Data segment →
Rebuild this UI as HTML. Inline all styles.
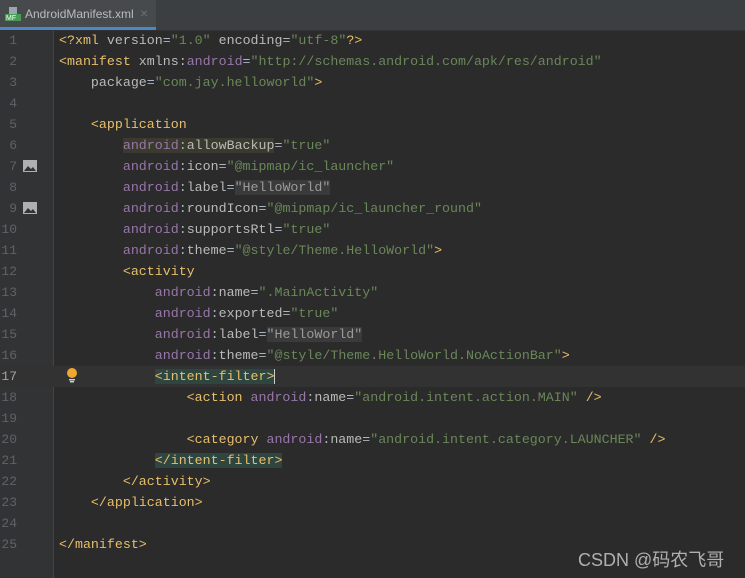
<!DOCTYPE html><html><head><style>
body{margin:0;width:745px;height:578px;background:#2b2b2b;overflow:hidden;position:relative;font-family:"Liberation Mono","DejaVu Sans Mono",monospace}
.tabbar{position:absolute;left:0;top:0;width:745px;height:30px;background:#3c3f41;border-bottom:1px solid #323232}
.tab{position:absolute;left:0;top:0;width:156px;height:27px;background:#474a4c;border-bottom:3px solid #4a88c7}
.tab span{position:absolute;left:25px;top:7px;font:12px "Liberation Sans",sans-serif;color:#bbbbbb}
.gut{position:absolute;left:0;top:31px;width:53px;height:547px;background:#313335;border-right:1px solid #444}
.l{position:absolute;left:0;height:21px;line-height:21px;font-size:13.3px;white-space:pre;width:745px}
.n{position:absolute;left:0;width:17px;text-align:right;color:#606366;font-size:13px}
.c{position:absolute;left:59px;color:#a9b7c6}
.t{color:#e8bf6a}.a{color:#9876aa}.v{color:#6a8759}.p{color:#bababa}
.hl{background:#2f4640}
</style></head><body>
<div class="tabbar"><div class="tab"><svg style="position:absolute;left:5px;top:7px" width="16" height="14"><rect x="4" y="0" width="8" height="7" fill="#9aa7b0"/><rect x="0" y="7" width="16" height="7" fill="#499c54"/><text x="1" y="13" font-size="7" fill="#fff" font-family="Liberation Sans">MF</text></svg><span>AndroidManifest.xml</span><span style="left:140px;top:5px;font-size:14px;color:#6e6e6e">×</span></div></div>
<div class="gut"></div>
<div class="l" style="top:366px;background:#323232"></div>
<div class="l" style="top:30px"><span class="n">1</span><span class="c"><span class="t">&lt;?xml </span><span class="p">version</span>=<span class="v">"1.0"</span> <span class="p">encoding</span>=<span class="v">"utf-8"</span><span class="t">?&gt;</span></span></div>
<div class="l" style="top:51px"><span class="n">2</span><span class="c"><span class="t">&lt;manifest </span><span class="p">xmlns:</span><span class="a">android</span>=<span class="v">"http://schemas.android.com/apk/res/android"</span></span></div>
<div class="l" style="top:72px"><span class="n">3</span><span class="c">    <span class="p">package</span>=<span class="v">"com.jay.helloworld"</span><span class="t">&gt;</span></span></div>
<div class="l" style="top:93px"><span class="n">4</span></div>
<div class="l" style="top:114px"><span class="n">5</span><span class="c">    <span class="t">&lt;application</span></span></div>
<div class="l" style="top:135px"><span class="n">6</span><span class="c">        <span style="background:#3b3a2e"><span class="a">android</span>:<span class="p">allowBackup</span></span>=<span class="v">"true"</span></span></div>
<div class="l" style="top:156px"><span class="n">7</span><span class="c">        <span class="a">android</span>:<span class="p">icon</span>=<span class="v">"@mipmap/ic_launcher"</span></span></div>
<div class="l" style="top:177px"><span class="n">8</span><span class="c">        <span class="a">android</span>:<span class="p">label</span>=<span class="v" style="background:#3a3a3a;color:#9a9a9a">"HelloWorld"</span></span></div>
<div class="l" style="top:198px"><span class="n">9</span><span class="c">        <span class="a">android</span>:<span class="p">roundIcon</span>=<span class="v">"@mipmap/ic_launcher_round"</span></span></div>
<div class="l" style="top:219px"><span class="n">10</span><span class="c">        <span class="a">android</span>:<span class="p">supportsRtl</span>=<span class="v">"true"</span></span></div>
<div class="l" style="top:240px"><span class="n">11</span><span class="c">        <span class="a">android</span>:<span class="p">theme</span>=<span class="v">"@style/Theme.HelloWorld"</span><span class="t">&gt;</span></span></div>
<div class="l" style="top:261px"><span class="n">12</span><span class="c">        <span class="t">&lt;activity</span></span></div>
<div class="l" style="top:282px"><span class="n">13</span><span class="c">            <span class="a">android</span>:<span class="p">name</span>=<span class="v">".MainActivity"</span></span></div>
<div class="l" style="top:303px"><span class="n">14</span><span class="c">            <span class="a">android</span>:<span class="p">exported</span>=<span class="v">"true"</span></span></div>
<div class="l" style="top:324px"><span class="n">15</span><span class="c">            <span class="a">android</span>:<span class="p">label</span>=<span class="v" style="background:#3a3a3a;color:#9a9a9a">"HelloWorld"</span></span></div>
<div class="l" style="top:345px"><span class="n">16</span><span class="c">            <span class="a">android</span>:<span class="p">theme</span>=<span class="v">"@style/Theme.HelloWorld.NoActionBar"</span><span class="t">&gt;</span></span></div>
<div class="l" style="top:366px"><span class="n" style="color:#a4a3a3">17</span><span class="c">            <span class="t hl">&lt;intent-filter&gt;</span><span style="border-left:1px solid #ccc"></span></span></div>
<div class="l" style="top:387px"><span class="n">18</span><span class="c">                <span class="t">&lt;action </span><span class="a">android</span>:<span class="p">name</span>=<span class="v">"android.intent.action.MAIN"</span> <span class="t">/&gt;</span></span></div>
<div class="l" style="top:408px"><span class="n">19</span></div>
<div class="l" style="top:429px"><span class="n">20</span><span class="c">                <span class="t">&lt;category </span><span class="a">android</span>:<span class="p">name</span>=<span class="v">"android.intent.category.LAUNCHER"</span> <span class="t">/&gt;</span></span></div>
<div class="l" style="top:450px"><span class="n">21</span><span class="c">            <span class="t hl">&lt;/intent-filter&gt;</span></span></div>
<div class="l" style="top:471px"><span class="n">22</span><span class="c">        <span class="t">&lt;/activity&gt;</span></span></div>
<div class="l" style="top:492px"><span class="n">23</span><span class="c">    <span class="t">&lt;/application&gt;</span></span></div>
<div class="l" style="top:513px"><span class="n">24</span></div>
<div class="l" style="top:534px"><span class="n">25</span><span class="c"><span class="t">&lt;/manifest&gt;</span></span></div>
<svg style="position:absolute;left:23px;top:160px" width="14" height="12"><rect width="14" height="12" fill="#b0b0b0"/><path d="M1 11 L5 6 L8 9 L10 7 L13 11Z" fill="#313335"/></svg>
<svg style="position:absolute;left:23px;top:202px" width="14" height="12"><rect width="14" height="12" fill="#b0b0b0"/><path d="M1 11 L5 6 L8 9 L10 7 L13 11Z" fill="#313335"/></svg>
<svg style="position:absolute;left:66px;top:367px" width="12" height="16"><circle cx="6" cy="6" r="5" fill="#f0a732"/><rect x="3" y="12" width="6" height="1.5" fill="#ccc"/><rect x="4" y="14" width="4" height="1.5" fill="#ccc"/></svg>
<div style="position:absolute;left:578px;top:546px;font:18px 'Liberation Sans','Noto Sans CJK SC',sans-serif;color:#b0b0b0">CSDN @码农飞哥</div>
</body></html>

Work required → Without the pictures, write out the whole listing above exactly as it appears.

Result of this exercise →
Rebuild this UI as HTML. Inline all styles.
<!DOCTYPE html><html><head><style>
body{margin:0;width:745px;height:578px;background:#2b2b2b;overflow:hidden;position:relative;font-family:"Liberation Mono","DejaVu Sans Mono",monospace}
.tabbar{position:absolute;left:0;top:0;width:745px;height:30px;background:#3c3f41;border-bottom:1px solid #323232}
.tab{position:absolute;left:0;top:0;width:156px;height:27px;background:#474a4c;border-bottom:3px solid #4a88c7}
.tab span{position:absolute;left:25px;top:7px;font:12px "Liberation Sans",sans-serif;color:#bbbbbb}
.gut{position:absolute;left:0;top:31px;width:53px;height:547px;background:#313335;border-right:1px solid #444}
.l{position:absolute;left:0;height:21px;line-height:21px;font-size:13.3px;white-space:pre;width:745px}
.n{position:absolute;left:0;width:17px;text-align:right;color:#606366;font-size:13px}
.c{position:absolute;left:59px;color:#a9b7c6}
.t{color:#e8bf6a}.a{color:#9876aa}.v{color:#6a8759}.p{color:#bababa}
.hl{background:#2f4640}
</style></head><body>
<div class="tabbar"><div class="tab"><svg style="position:absolute;left:5px;top:7px" width="16" height="14"><rect x="4" y="0" width="8" height="7" fill="#9aa7b0"/><rect x="0" y="7" width="16" height="7" fill="#499c54"/><text x="1" y="13" font-size="7" fill="#fff" font-family="Liberation Sans">MF</text></svg><span>AndroidManifest.xml</span><span style="left:140px;top:5px;font-size:14px;color:#6e6e6e">×</span></div></div>
<div class="gut"></div>
<div class="l" style="top:366px;background:#323232"></div>
<div class="l" style="top:30px"><span class="n">1</span><span class="c"><span class="t">&lt;?xml </span><span class="p">version</span>=<span class="v">"1.0"</span> <span class="p">encoding</span>=<span class="v">"utf-8"</span><span class="t">?&gt;</span></span></div>
<div class="l" style="top:51px"><span class="n">2</span><span class="c"><span class="t">&lt;manifest </span><span class="p">xmlns:</span><span class="a">android</span>=<span class="v">"http://schemas.android.com/apk/res/android"</span></span></div>
<div class="l" style="top:72px"><span class="n">3</span><span class="c">    <span class="p">package</span>=<span class="v">"com.jay.helloworld"</span><span class="t">&gt;</span></span></div>
<div class="l" style="top:93px"><span class="n">4</span></div>
<div class="l" style="top:114px"><span class="n">5</span><span class="c">    <span class="t">&lt;application</span></span></div>
<div class="l" style="top:135px"><span class="n">6</span><span class="c">        <span style="background:#3b3a2e"><span class="a">android</span>:<span class="p">allowBackup</span></span>=<span class="v">"true"</span></span></div>
<div class="l" style="top:156px"><span class="n">7</span><span class="c">        <span class="a">android</span>:<span class="p">icon</span>=<span class="v">"@mipmap/ic_launcher"</span></span></div>
<div class="l" style="top:177px"><span class="n">8</span><span class="c">        <span class="a">android</span>:<span class="p">label</span>=<span class="v" style="background:#3a3a3a;color:#9a9a9a">"HelloWorld"</span></span></div>
<div class="l" style="top:198px"><span class="n">9</span><span class="c">        <span class="a">android</span>:<span class="p">roundIcon</span>=<span class="v">"@mipmap/ic_launcher_round"</span></span></div>
<div class="l" style="top:219px"><span class="n">10</span><span class="c">        <span class="a">android</span>:<span class="p">supportsRtl</span>=<span class="v">"true"</span></span></div>
<div class="l" style="top:240px"><span class="n">11</span><span class="c">        <span class="a">android</span>:<span class="p">theme</span>=<span class="v">"@style/Theme.HelloWorld"</span><span class="t">&gt;</span></span></div>
<div class="l" style="top:261px"><span class="n">12</span><span class="c">        <span class="t">&lt;activity</span></span></div>
<div class="l" style="top:282px"><span class="n">13</span><span class="c">            <span class="a">android</span>:<span class="p">name</span>=<span class="v">".MainActivity"</span></span></div>
<div class="l" style="top:303px"><span class="n">14</span><span class="c">            <span class="a">android</span>:<span class="p">exported</span>=<span class="v">"true"</span></span></div>
<div class="l" style="top:324px"><span class="n">15</span><span class="c">            <span class="a">android</span>:<span class="p">label</span>=<span class="v" style="background:#3a3a3a;color:#9a9a9a">"HelloWorld"</span></span></div>
<div class="l" style="top:345px"><span class="n">16</span><span class="c">            <span class="a">android</span>:<span class="p">theme</span>=<span class="v">"@style/Theme.HelloWorld.NoActionBar"</span><span class="t">&gt;</span></span></div>
<div class="l" style="top:366px"><span class="n" style="color:#a4a3a3">17</span><span class="c">            <span class="t hl">&lt;intent-filter&gt;</span><span style="border-left:1px solid #ccc"></span></span></div>
<div class="l" style="top:387px"><span class="n">18</span><span class="c">                <span class="t">&lt;action </span><span class="a">android</span>:<span class="p">name</span>=<span class="v">"android.intent.action.MAIN"</span> <span class="t">/&gt;</span></span></div>
<div class="l" style="top:408px"><span class="n">19</span></div>
<div class="l" style="top:429px"><span class="n">20</span><span class="c">                <span class="t">&lt;category </span><span class="a">android</span>:<span class="p">name</span>=<span class="v">"android.intent.category.LAUNCHER"</span> <span class="t">/&gt;</span></span></div>
<div class="l" style="top:450px"><span class="n">21</span><span class="c">            <span class="t hl">&lt;/intent-filter&gt;</span></span></div>
<div class="l" style="top:471px"><span class="n">22</span><span class="c">        <span class="t">&lt;/activity&gt;</span></span></div>
<div class="l" style="top:492px"><span class="n">23</span><span class="c">    <span class="t">&lt;/application&gt;</span></span></div>
<div class="l" style="top:513px"><span class="n">24</span></div>
<div class="l" style="top:534px"><span class="n">25</span><span class="c"><span class="t">&lt;/manifest&gt;</span></span></div>
<svg style="position:absolute;left:23px;top:160px" width="14" height="12"><rect width="14" height="12" fill="#b0b0b0"/><path d="M1 11 L5 6 L8 9 L10 7 L13 11Z" fill="#313335"/></svg>
<svg style="position:absolute;left:23px;top:202px" width="14" height="12"><rect width="14" height="12" fill="#b0b0b0"/><path d="M1 11 L5 6 L8 9 L10 7 L13 11Z" fill="#313335"/></svg>
<svg style="position:absolute;left:66px;top:367px" width="12" height="16"><circle cx="6" cy="6" r="5" fill="#f0a732"/><rect x="3" y="12" width="6" height="1.5" fill="#ccc"/><rect x="4" y="14" width="4" height="1.5" fill="#ccc"/></svg>
<div style="position:absolute;left:578px;top:546px;font:18px 'Liberation Sans','Noto Sans CJK SC',sans-serif;color:#b0b0b0">CSDN @码农飞哥</div>
</body></html>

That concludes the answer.